Revenue Growth Rate is a vital indicator of a company's financial trajectory and market position. This metric gauges sales increases over time, reflecting the success of business strategies and competitive standing. This article explores Revenue Growth Rate, its significance, how to calculate it, and opportunities for accelerating growth.

What is Revenue Growth Rate?

Revenue Growth Rate measures the percentage increase in a company's sales from one period to the next. Rising revenue signals a thriving business, whereas stagnant or declining growth may highlight areas of concern requiring strategic revision.

What does Revenue Growth Rate tell you?

It tells you how quickly a company's sales are increasing, which can be indicative of effective product demand and successful marketing. A robust growth rate can attract investors by showcasing potential for expansion and profitability.

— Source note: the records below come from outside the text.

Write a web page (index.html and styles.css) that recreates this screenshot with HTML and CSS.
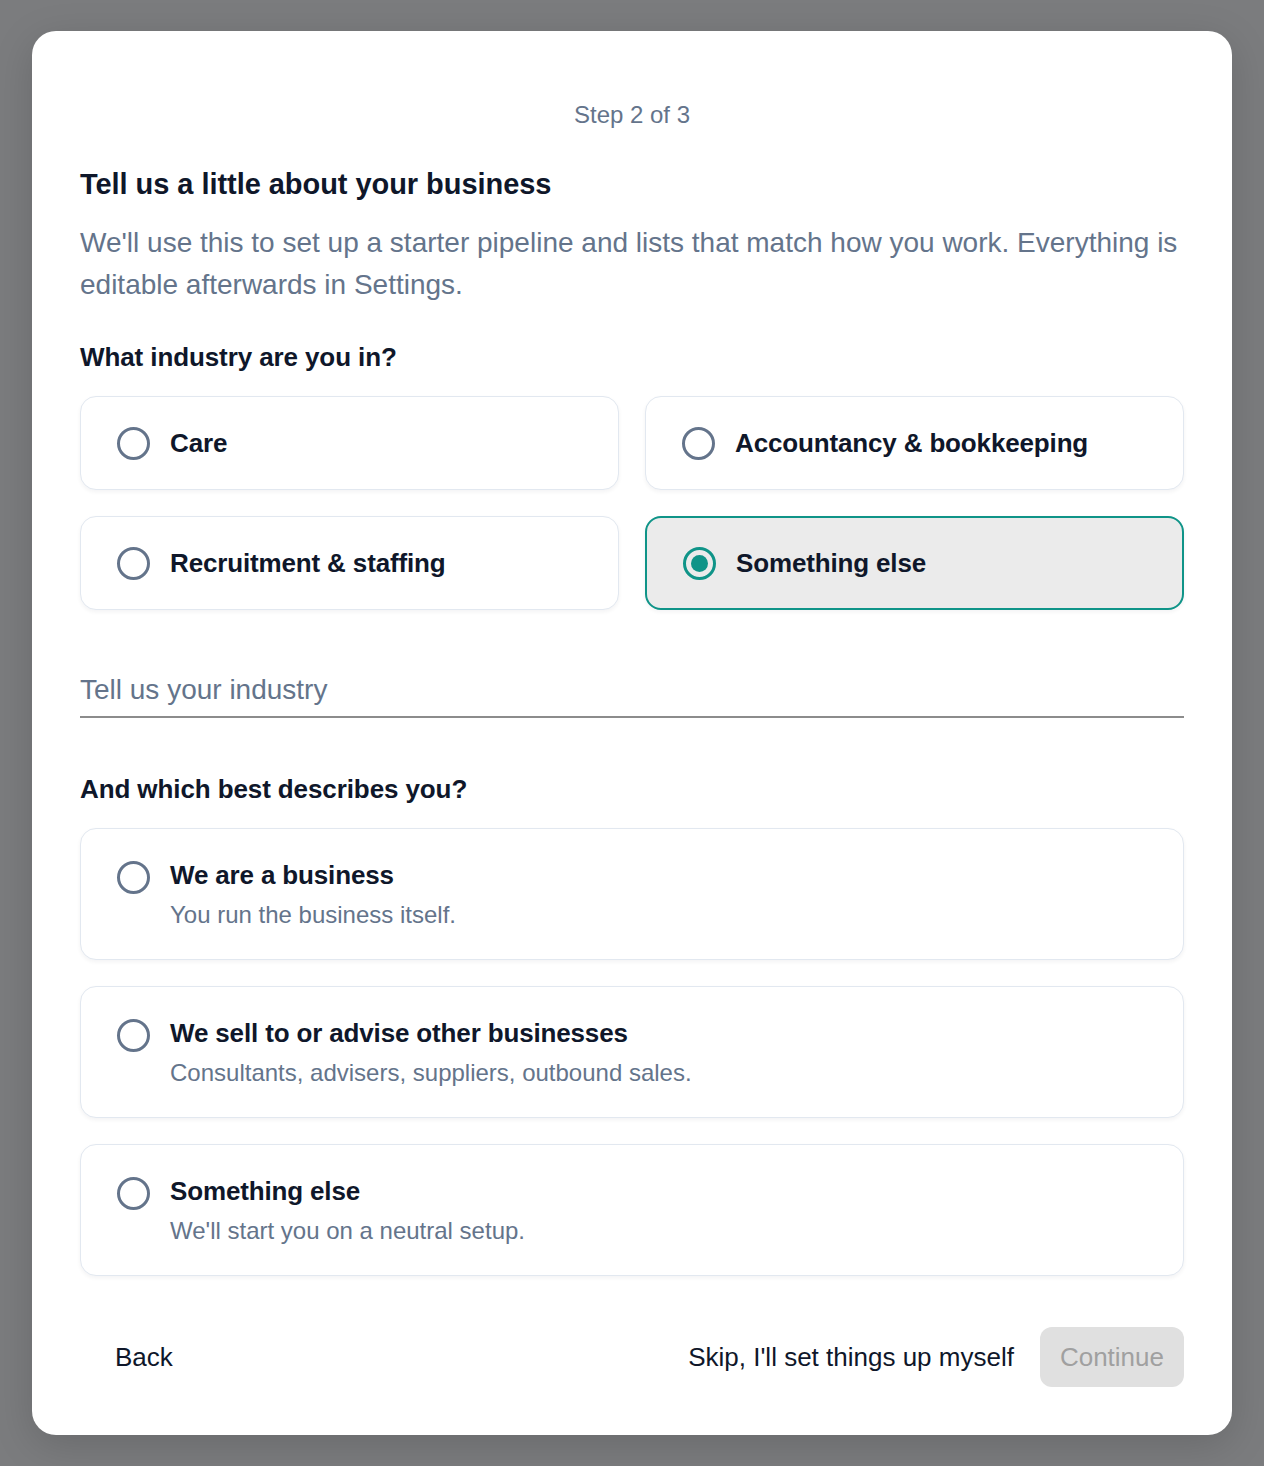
FILE: index.html
```html
<!DOCTYPE html>
<html lang="en">
<head>
<meta charset="utf-8">
<title>Step 2 of 3</title>
<link rel="stylesheet" href="styles.css">
</head>
<body>
<div class="overlay">
  <div class="modal">
    <div class="step">Step 2 of 3</div>
    <h1 class="title">Tell us a little about your business</h1>
    <p class="desc">We'll use this to set up a starter pipeline and lists that match how you work. Everything is editable afterwards in Settings.</p>

    <h2 class="question">What industry are you in?</h2>
    <div class="grid">
      <label class="card"><span class="radio"></span><span class="label">Care</span></label>
      <label class="card"><span class="radio"></span><span class="label">Accountancy &amp; bookkeeping</span></label>
      <label class="card"><span class="radio"></span><span class="label">Recruitment &amp; staffing</span></label>
      <label class="card selected"><span class="radio on"></span><span class="label">Something else</span></label>
    </div>

    <div class="field"><input class="input" type="text" placeholder="Tell us your industry"></div>

    <h2 class="question q2">And which best describes you?</h2>
    <div class="list">
      <label class="card tall"><span class="radio"></span><span class="texts"><span class="label">We are a business</span><span class="sub">You run the business itself.</span></span></label>
      <label class="card tall"><span class="radio"></span><span class="texts"><span class="label">We sell to or advise other businesses</span><span class="sub">Consultants, advisers, suppliers, outbound sales.</span></span></label>
      <label class="card tall"><span class="radio"></span><span class="texts"><span class="label">Something else</span><span class="sub">We'll start you on a neutral setup.</span></span></label>
    </div>

    <div class="footer">
      <button class="btn ghost">Back</button>
      <div class="right">
        <button class="btn ghost">Skip, I'll set things up myself</button>
        <button class="btn disabled" disabled>Continue</button>
      </div>
    </div>
  </div>
</div>
</body>
</html>
```
FILE: styles.css
```css
* { box-sizing: border-box; }
html, body { margin: 0; padding: 0; }
body {
  background: #7b7c7e;
  font-family: "Liberation Sans", Arial, sans-serif;
  color: #0f172a;
}
.overlay {
  padding: 31px 32px;
  min-height: 1466px;
}
.modal {
  background: #fff;
  border-radius: 24px;
  padding: 70px 48px 48px;
  height: 1404px;
  box-shadow: 0 10px 40px rgba(0,0,0,0.15);
  display: flex;
  flex-direction: column;
}
.step {
  text-align: center;
  font-size: 24px;
  color: #64748b;
  line-height: 28px;
}
.title {
  margin: 37px 0 0;
  font-size: 29px;
  font-weight: 700;
  line-height: 36px;
  letter-spacing: -0.05px;
}
.desc {
  margin: 20px 0 0;
  font-size: 28px;
  line-height: 42px;
  color: #64748b;
}
.question {
  margin: 35px 0 0;
  font-size: 26px;
  font-weight: 700;
  line-height: 32px;
  letter-spacing: -0.1px;
}
.grid {
  margin-top: 23px;
  display: grid;
  grid-template-columns: 1fr 1fr;
  gap: 26px;
}
.card {
  display: flex;
  align-items: center;
  gap: 20px;
  height: 94px;
  padding: 0 36px;
  border: 1.5px solid #e2e8f0;
  border-radius: 16px;
  background: #fff;
  box-shadow: 0 2px 4px rgba(15,23,42,0.05);
}
.card.selected {
  background: #ebebeb;
  border: 2px solid #0f9488;
}
.radio {
  flex: none;
  width: 33px;
  height: 33px;
  border: 3px solid #64748b;
  border-radius: 50%;
  display: flex;
  align-items: center;
  justify-content: center;
}
.radio.on { border-color: #0f9488; }
.radio.on::after {
  content: "";
  width: 17px;
  height: 17px;
  border-radius: 50%;
  background: #0f9488;
}
.label {
  font-size: 26px;
  font-weight: 700;
  line-height: 30px;
  letter-spacing: -0.15px;
  color: #0f172a;
}
.field { margin-top: 64px; }
.input {
  display: block;
  width: 100%;
  border: 0;
  border-bottom: 2px solid #8c8c8c;
  padding: 0 0 10px;
  font: inherit;
  font-size: 28px;
  line-height: 32px;
  height: 44px;
  background: transparent;
  outline: none;
}
.input::placeholder { color: #64748b; }
.q2 { margin-top: 55px; }
.list {
  margin-top: 23px;
  display: flex;
  flex-direction: column;
  gap: 26px;
}
.card.tall {
  height: 132px;
  align-items: flex-start;
  padding-top: 30.5px;
}
.card.tall .radio { margin-top: 1px; }
.texts { display: flex; flex-direction: column; gap: 11px; }
.sub { font-size: 24px; color: #64748b; line-height: 28px; }
.footer {
  margin-top: auto;
  display: flex;
  justify-content: space-between;
  align-items: center;
}
.right { display: flex; align-items: center; gap: 26px; }
.btn {
  font: inherit;
  font-size: 26px;
  border: 0;
  background: transparent;
  color: #0f172a;
  height: 60px;
  padding: 0 20px;
  border-radius: 12px;
}
.footer > .btn { padding: 0 35px; }
.right .ghost { padding: 0; }
.btn.disabled {
  background: #e0e0e0;
  color: #a0a0a0;
}
```
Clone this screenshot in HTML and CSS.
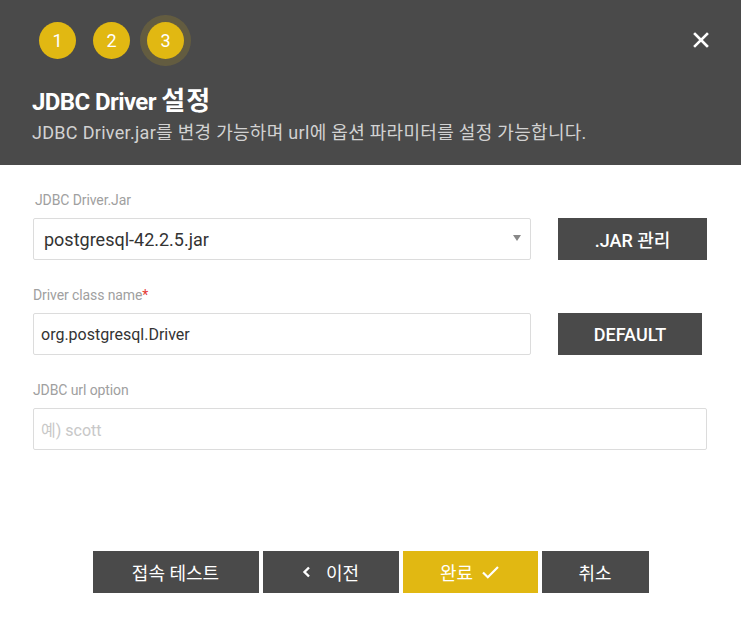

How to calculate Revenue Growth Rate?

The rate is calculated by subtracting the previous period's revenue from the current period's revenue, dividing the result by the previous period's revenue, and then multiplying by 100:

Revenue Growth Rate = ((Current Period Revenue - Previous Period Revenue) / Previous Period Revenue) x 100

If a company's revenue grew from $1 million to $1.2 million, the growth rate would be ((1.2 million - 1 million) / 1 million) x 100 = 20%.

Relevant Benchmarks

Ideal Revenue Growth Rates vary by industry and market conditions, but a rate that outpaces inflation and industry averages signals healthy business performance.

3 Project ideas to improve Revenue Growth Rate

  • Market Expansion: Identify and penetrate new market segments or geographic regions to capture additional customer bases and drive sales.
  • Product Line Extension: Develop new products or enhance existing offerings to meet broader customer needs and encourage higher spend per purchase.
  • Customer Experience Enhancement: Invest in customer service and experience improvements to foster brand loyalty and repeat business, thereby boosting revenue.

As businesses aim to scale, focusing on the Revenue Growth Rate and employing targeted strategies, they can fuel continuous development and secure a competitive edge in their market segment.